[COLLECTED MATERIAL]
=-=-=
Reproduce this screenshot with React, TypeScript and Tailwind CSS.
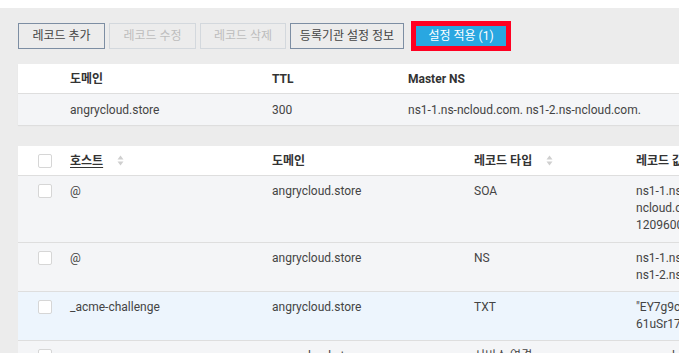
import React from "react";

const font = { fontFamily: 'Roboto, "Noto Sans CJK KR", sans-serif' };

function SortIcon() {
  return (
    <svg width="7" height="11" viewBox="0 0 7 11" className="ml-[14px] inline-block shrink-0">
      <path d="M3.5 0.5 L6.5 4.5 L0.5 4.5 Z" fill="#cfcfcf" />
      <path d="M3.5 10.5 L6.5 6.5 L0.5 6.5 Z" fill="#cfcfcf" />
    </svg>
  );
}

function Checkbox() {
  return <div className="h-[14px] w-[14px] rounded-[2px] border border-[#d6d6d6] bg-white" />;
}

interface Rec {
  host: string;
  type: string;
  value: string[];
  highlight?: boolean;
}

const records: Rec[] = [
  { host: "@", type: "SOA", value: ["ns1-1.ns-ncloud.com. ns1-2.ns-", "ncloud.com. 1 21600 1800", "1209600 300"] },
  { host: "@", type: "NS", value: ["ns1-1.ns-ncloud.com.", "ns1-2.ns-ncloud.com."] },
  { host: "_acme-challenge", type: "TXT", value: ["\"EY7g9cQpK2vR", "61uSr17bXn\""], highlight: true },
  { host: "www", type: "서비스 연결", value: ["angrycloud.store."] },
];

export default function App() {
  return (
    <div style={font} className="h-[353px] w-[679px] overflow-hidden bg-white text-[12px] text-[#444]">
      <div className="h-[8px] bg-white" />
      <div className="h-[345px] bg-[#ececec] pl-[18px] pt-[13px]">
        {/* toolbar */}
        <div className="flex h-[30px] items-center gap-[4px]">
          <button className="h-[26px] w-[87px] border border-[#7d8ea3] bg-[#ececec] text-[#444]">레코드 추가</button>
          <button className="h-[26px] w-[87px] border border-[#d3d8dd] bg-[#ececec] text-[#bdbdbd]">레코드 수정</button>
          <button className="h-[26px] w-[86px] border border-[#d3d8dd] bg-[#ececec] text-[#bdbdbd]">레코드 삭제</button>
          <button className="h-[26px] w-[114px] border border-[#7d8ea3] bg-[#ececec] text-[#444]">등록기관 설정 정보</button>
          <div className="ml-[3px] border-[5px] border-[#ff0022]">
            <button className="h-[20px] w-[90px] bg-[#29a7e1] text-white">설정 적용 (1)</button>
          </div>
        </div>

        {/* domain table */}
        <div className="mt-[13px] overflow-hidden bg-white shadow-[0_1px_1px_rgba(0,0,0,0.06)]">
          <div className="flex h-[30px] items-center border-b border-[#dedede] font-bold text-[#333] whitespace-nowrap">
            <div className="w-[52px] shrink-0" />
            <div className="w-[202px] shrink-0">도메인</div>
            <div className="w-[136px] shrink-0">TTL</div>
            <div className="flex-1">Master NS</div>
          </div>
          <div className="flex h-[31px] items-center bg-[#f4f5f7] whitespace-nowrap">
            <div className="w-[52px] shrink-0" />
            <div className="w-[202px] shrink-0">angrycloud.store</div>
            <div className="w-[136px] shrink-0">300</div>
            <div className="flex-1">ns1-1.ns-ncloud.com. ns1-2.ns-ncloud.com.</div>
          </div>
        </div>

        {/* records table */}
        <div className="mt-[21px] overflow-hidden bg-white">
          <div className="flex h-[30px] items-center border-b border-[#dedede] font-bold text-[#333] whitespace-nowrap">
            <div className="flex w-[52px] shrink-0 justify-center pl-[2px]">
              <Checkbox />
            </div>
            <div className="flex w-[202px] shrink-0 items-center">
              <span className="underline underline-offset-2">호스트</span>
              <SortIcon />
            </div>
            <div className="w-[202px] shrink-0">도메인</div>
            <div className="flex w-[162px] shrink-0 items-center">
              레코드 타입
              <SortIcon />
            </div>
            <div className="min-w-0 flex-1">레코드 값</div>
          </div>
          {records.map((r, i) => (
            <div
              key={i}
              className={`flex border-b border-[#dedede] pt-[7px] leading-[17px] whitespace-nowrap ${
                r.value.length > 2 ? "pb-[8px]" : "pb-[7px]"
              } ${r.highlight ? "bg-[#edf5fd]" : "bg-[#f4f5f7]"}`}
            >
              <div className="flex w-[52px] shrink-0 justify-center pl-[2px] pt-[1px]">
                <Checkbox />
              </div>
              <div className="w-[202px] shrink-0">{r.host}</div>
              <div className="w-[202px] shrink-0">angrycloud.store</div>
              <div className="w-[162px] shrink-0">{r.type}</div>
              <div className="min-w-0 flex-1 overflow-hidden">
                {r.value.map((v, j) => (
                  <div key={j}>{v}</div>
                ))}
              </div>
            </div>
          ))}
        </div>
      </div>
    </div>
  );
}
=-=-=
[PROBLEM DETAILS] Leave out the pictures and print every line of the data exactly.

[EXERCISE RESULT]
Reproduce this screenshot with React, TypeScript and Tailwind CSS.
import React from "react";

const font = { fontFamily: 'Roboto, "Noto Sans CJK KR", sans-serif' };

function SortIcon() {
  return (
    <svg width="7" height="11" viewBox="0 0 7 11" className="ml-[14px] inline-block shrink-0">
      <path d="M3.5 0.5 L6.5 4.5 L0.5 4.5 Z" fill="#cfcfcf" />
      <path d="M3.5 10.5 L6.5 6.5 L0.5 6.5 Z" fill="#cfcfcf" />
    </svg>
  );
}

function Checkbox() {
  return <div className="h-[14px] w-[14px] rounded-[2px] border border-[#d6d6d6] bg-white" />;
}

interface Rec {
  host: string;
  type: string;
  value: string[];
  highlight?: boolean;
}

const records: Rec[] = [
  { host: "@", type: "SOA", value: ["ns1-1.ns-ncloud.com. ns1-2.ns-", "ncloud.com. 1 21600 1800", "1209600 300"] },
  { host: "@", type: "NS", value: ["ns1-1.ns-ncloud.com.", "ns1-2.ns-ncloud.com."] },
  { host: "_acme-challenge", type: "TXT", value: ["\"EY7g9cQpK2vR", "61uSr17bXn\""], highlight: true },
  { host: "www", type: "서비스 연결", value: ["angrycloud.store."] },
];

export default function App() {
  return (
    <div style={font} className="h-[353px] w-[679px] overflow-hidden bg-white text-[12px] text-[#444]">
      <div className="h-[8px] bg-white" />
      <div className="h-[345px] bg-[#ececec] pl-[18px] pt-[13px]">
        {/* toolbar */}
        <div className="flex h-[30px] items-center gap-[4px]">
          <button className="h-[26px] w-[87px] border border-[#7d8ea3] bg-[#ececec] text-[#444]">레코드 추가</button>
          <button className="h-[26px] w-[87px] border border-[#d3d8dd] bg-[#ececec] text-[#bdbdbd]">레코드 수정</button>
          <button className="h-[26px] w-[86px] border border-[#d3d8dd] bg-[#ececec] text-[#bdbdbd]">레코드 삭제</button>
          <button className="h-[26px] w-[114px] border border-[#7d8ea3] bg-[#ececec] text-[#444]">등록기관 설정 정보</button>
          <div className="ml-[3px] border-[5px] border-[#ff0022]">
            <button className="h-[20px] w-[90px] bg-[#29a7e1] text-white">설정 적용 (1)</button>
          </div>
        </div>

        {/* domain table */}
        <div className="mt-[13px] overflow-hidden bg-white shadow-[0_1px_1px_rgba(0,0,0,0.06)]">
          <div className="flex h-[30px] items-center border-b border-[#dedede] font-bold text-[#333] whitespace-nowrap">
            <div className="w-[52px] shrink-0" />
            <div className="w-[202px] shrink-0">도메인</div>
            <div className="w-[136px] shrink-0">TTL</div>
            <div className="flex-1">Master NS</div>
          </div>
          <div className="flex h-[31px] items-center bg-[#f4f5f7] whitespace-nowrap">
            <div className="w-[52px] shrink-0" />
            <div className="w-[202px] shrink-0">angrycloud.store</div>
            <div className="w-[136px] shrink-0">300</div>
            <div className="flex-1">ns1-1.ns-ncloud.com. ns1-2.ns-ncloud.com.</div>
          </div>
        </div>

        {/* records table */}
        <div className="mt-[21px] overflow-hidden bg-white">
          <div className="flex h-[30px] items-center border-b border-[#dedede] font-bold text-[#333] whitespace-nowrap">
            <div className="flex w-[52px] shrink-0 justify-center pl-[2px]">
              <Checkbox />
            </div>
            <div className="flex w-[202px] shrink-0 items-center">
              <span className="underline underline-offset-2">호스트</span>
              <SortIcon />
            </div>
            <div className="w-[202px] shrink-0">도메인</div>
            <div className="flex w-[162px] shrink-0 items-center">
              레코드 타입
              <SortIcon />
            </div>
            <div className="min-w-0 flex-1">레코드 값</div>
          </div>
          {records.map((r, i) => (
            <div
              key={i}
              className={`flex border-b border-[#dedede] pt-[7px] leading-[17px] whitespace-nowrap ${
                r.value.length > 2 ? "pb-[8px]" : "pb-[7px]"
              } ${r.highlight ? "bg-[#edf5fd]" : "bg-[#f4f5f7]"}`}
            >
              <div className="flex w-[52px] shrink-0 justify-center pl-[2px] pt-[1px]">
                <Checkbox />
              </div>
              <div className="w-[202px] shrink-0">{r.host}</div>
              <div className="w-[202px] shrink-0">angrycloud.store</div>
              <div className="w-[162px] shrink-0">{r.type}</div>
              <div className="min-w-0 flex-1 overflow-hidden">
                {r.value.map((v, j) => (
                  <div key={j}>{v}</div>
                ))}
              </div>
            </div>
          ))}
        </div>
      </div>
    </div>
  );
}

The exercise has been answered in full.